Contributing to the revenue growth was a 14 percent rise in Afirma test volume over last year's third quarter to 5,740 tests, as well as improved predictability of payments that allowed the company to accrue revenues that previously would have been recognized upon cash receipt.
"The increase in accruals is important for several reasons," Veracyte President and CEO Bonnie Anderson said during a conference call to discuss the financial results. "First, it underscores the growing predictability and history of Afirma GEC payments from insurers. It also reflects our success in converting payor medical coverage policies into contracts, particularly with the Blues plan."
She added that the Afirma volume growth, while less than in Q2, was in line with expectations.
"Historically, the third quarter has been flat to slightly down from second quarter due to physicians taking vacations," Anderson said. "Last year was an exception to this pattern because we were in an aggressive growth mode in institutional sectors, which camouflaged this typical seasonal cadence."

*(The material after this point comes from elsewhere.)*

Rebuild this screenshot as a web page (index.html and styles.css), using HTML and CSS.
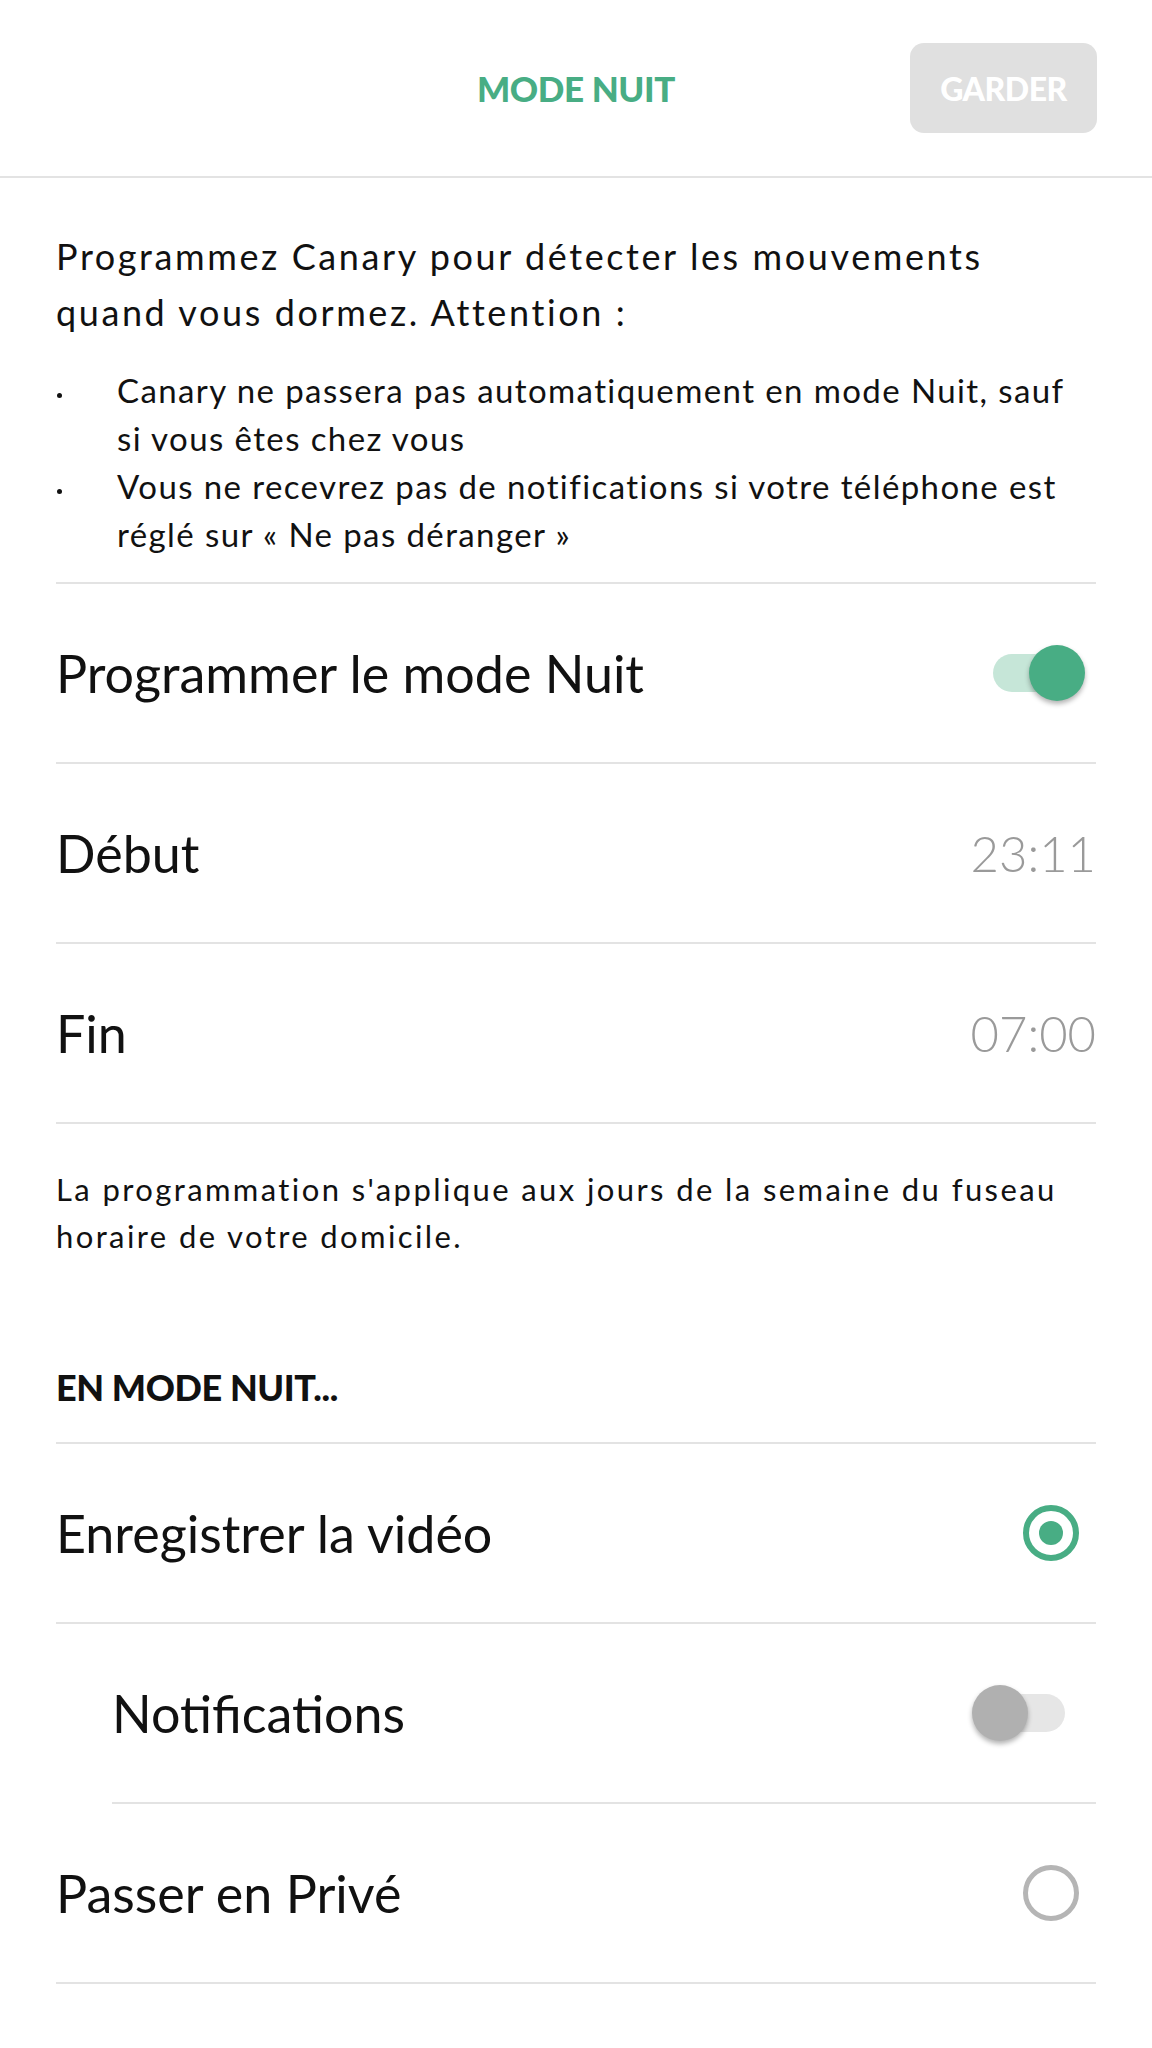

Veracyte's Q3 net loss narrowed to $5.6 million, or $.20 per share, from $8.9 million, or $.32 a share, the same period last year, easily beating analysts' average loss per share estimate of $.36. Before the company's pre-announcement last month, analysts' average loss per share estimate was $.39.
The firm’s R&D spending in the quarter rose 11 percent to $4.0 million from $3.6 million, primarily as a result of personnel increases and expenditures for research materials. SG&A costs rose 10 percent to $12.9 million from $11.7 million, in part due to an increased number of sales reps and associated commissions. Veracyte also paid $4 million to Sanofi Genzyme in Q3 as part of their co-promotion arrangement for Afirma. This completes all payments due to Sanofi Genzyme now that the deal has concluded, Veracyte CFO Shelly Guyer noted during the call.
Looking ahead, Veracyte said it has increased its 2016 revenue guidance to between $62 million and $65 million from a previous guidance of $59 million to $63 million. Afirma test volume for the year, meantime, is expected to be at the lower end of the previously guided range of 24,000 o 25,500 tests. Analysts on average expect FY 2016 revenues of $62.2 million.
The company is also aiming to expand its sales force next year as it ramps up commercialization efforts around the Percepta bronchial genomic classifier, which is designed to identify patients at low risk of lung cancer following inconclusive bronchoscopy. Anderson said that Veracyte expects to end this year with about 50 sales reps and will add15 to 20 more during 2017.
Promotion of Veracyte's newly introduced Envisia genomic classifier for diagnosing idiopathic pulmonary fibrosis, meanwhile, will be kept to a "limited number of institutions around the country as we build the clinical utility and other evidence that support coverage and reimbursement," Anderson said.
During early Friday morning trading on the Nasdaq, shares of Veracyte were flat at $6.12.